*BRIEF:*
Will you output all of the data below exactly, omitting the images?

*DATA:*
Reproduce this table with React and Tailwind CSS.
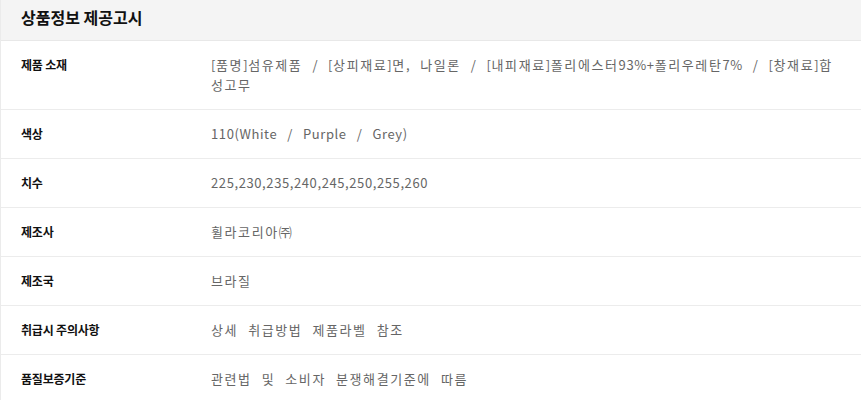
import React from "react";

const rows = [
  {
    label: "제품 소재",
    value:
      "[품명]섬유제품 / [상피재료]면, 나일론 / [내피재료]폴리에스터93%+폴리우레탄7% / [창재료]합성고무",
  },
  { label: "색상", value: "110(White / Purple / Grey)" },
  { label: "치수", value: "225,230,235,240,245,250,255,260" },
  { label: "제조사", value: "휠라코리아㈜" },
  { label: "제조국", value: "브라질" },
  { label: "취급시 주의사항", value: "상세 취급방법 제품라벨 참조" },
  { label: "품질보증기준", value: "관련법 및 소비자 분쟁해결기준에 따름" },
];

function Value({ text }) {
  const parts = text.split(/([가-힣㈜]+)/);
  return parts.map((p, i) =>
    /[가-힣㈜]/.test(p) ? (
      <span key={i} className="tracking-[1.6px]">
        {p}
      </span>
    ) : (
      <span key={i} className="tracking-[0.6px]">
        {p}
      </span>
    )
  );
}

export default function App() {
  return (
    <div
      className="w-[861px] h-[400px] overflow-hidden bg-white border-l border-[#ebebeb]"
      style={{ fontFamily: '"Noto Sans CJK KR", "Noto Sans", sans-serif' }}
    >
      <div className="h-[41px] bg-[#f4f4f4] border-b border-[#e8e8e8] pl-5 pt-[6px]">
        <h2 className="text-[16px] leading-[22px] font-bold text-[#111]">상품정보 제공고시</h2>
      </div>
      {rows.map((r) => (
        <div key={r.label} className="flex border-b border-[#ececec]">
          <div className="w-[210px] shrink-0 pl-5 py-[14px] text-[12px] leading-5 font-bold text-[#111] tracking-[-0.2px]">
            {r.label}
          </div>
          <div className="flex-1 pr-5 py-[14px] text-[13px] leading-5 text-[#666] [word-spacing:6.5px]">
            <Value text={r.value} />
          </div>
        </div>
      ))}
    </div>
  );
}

*FINISHED EXERCISE:*
Reproduce this table with React and Tailwind CSS.
import React from "react";

const rows = [
  {
    label: "제품 소재",
    value:
      "[품명]섬유제품 / [상피재료]면, 나일론 / [내피재료]폴리에스터93%+폴리우레탄7% / [창재료]합성고무",
  },
  { label: "색상", value: "110(White / Purple / Grey)" },
  { label: "치수", value: "225,230,235,240,245,250,255,260" },
  { label: "제조사", value: "휠라코리아㈜" },
  { label: "제조국", value: "브라질" },
  { label: "취급시 주의사항", value: "상세 취급방법 제품라벨 참조" },
  { label: "품질보증기준", value: "관련법 및 소비자 분쟁해결기준에 따름" },
];

function Value({ text }) {
  const parts = text.split(/([가-힣㈜]+)/);
  return parts.map((p, i) =>
    /[가-힣㈜]/.test(p) ? (
      <span key={i} className="tracking-[1.6px]">
        {p}
      </span>
    ) : (
      <span key={i} className="tracking-[0.6px]">
        {p}
      </span>
    )
  );
}

export default function App() {
  return (
    <div
      className="w-[861px] h-[400px] overflow-hidden bg-white border-l border-[#ebebeb]"
      style={{ fontFamily: '"Noto Sans CJK KR", "Noto Sans", sans-serif' }}
    >
      <div className="h-[41px] bg-[#f4f4f4] border-b border-[#e8e8e8] pl-5 pt-[6px]">
        <h2 className="text-[16px] leading-[22px] font-bold text-[#111]">상품정보 제공고시</h2>
      </div>
      {rows.map((r) => (
        <div key={r.label} className="flex border-b border-[#ececec]">
          <div className="w-[210px] shrink-0 pl-5 py-[14px] text-[12px] leading-5 font-bold text-[#111] tracking-[-0.2px]">
            {r.label}
          </div>
          <div className="flex-1 pr-5 py-[14px] text-[13px] leading-5 text-[#666] [word-spacing:6.5px]">
            <Value text={r.value} />
          </div>
        </div>
      ))}
    </div>
  );
}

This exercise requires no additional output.